К ней вернулось обычное спокойствие.
– Вас сбило с толку ваше воображение, ничего не было, а если и было, вина ваша так невелика, что я позабуду о ней, едва только почувствую, что сами вы о ней больше не вспоминаете. Если вы виноваты передо мною, то лишь в одном, и знаете в чем? В том, что вот уже месяц, как не показываетесь. Да, сегодня как раз месяц минул, по-моему, – сказала она, не скрывая, что считала дни, – с того вечера, как мы попрощались с вами и вы сказали: «До завтра».
– Я не пришел, это правда, но не в этом я с болью виню себя; я, как в смертном грехе, виню себя в том, что…
– Не вините ни в чем, – сказала она, властно прервав меня. – А как провели вы все это время? – продолжала она без паузы. – Что вы делали?
– Я много что, и мало; все зависит от результата.
– А что же дальше?
– Дальше – ничего, – сказал я, решив последовать ее примеру и прервать беседу там, где мне удобно.
Несколько мгновений прошло в неловком молчании; затем Мадлен заговорила снова, тоном вполне непринужденным и очень мягко:
– У вас несчастливый и трудный характер. Понять вас нелегко, помочь вам еще тяжелее. И хотелось бы подбодрить вас, поддержать, иной раз даже пожалеть, но стоит начать расспросы, и вы уходите в себя.
– Но что могу я сказать вам? Разве что одно; тот, в кого вы верите, вряд ли изумит мир и, боюсь, обманет лестные надежды друзей.
– Но почему вы полагаете, что обманете надежды тех, кто желает вам будущего, достойного вас? – продолжала Мадлен, которая, ступив на почву, казавшуюся ей более надежной, почувствовала себя вполне уверенно.
– О, по очень простой причине: я не честолюбив.
– А эти вспышки трудолюбия, такое славное пламя?
– Оно полыхает какое-то время, горит очень жарко, но быстро гаснет. Все это продлится еще несколько лет, а затем, когда иллюзии рассеются и молодость пройдет, я увижу ясно, что настало время, когда нельзя долее обманывать себя и других. Тогда я заживу той жизнью, которая одна только и подходит мне – приятной жизнью дилетанта где-нибудь в глухом провинциальном углу, где меня не достанут ни соблазны Парижа, ни сожаления о нем. Моя духовная жизнь сведется к восхищению чужим гением или талантом, и этого с избытком довольно, чтобы занять досуги человека, который ни на что не претендует, но не лишен разума.
– То, что вы говорите, ни с чем не сообразно, – возразила с пылкостью Мадлен, – вам доставляет удовольствие мучить тех, кто вас ценит. Это неправда.

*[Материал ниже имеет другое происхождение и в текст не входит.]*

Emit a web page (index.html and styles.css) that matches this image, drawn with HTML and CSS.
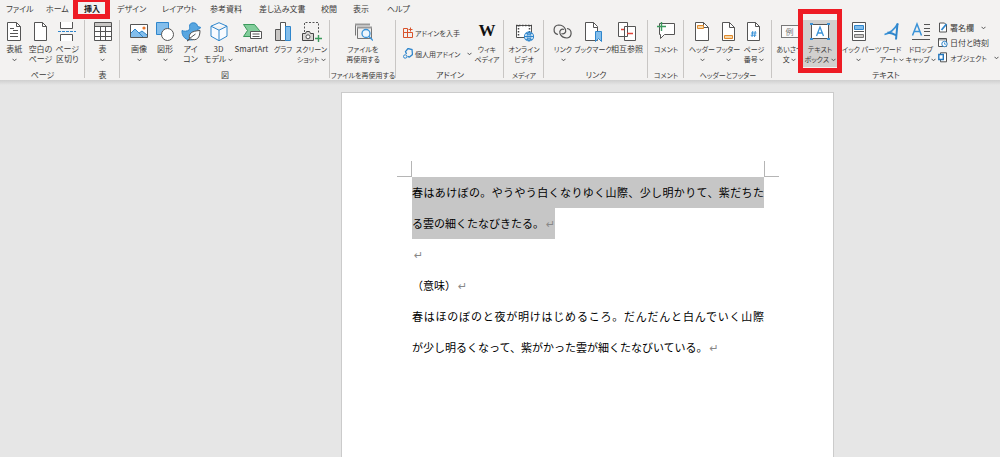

– Чистейшая правда, клянусь вам. Я говорил вам не так давно, что во мне теплится стремление – не завоевать себе имя, нет, в этом я не вижу смысла – а созидать, ибо лишь созидание, на мой взгляд, может оправдать нашу жалкую жизнь. Я говорил об этом и попытаюсь сделать что могу; но, заметьте, не ради своего мужского достоинства, удовольствия или тщеславия, не во имя человечества или самого себя, а только для того, чтобы освободить мозг от лишней обузы.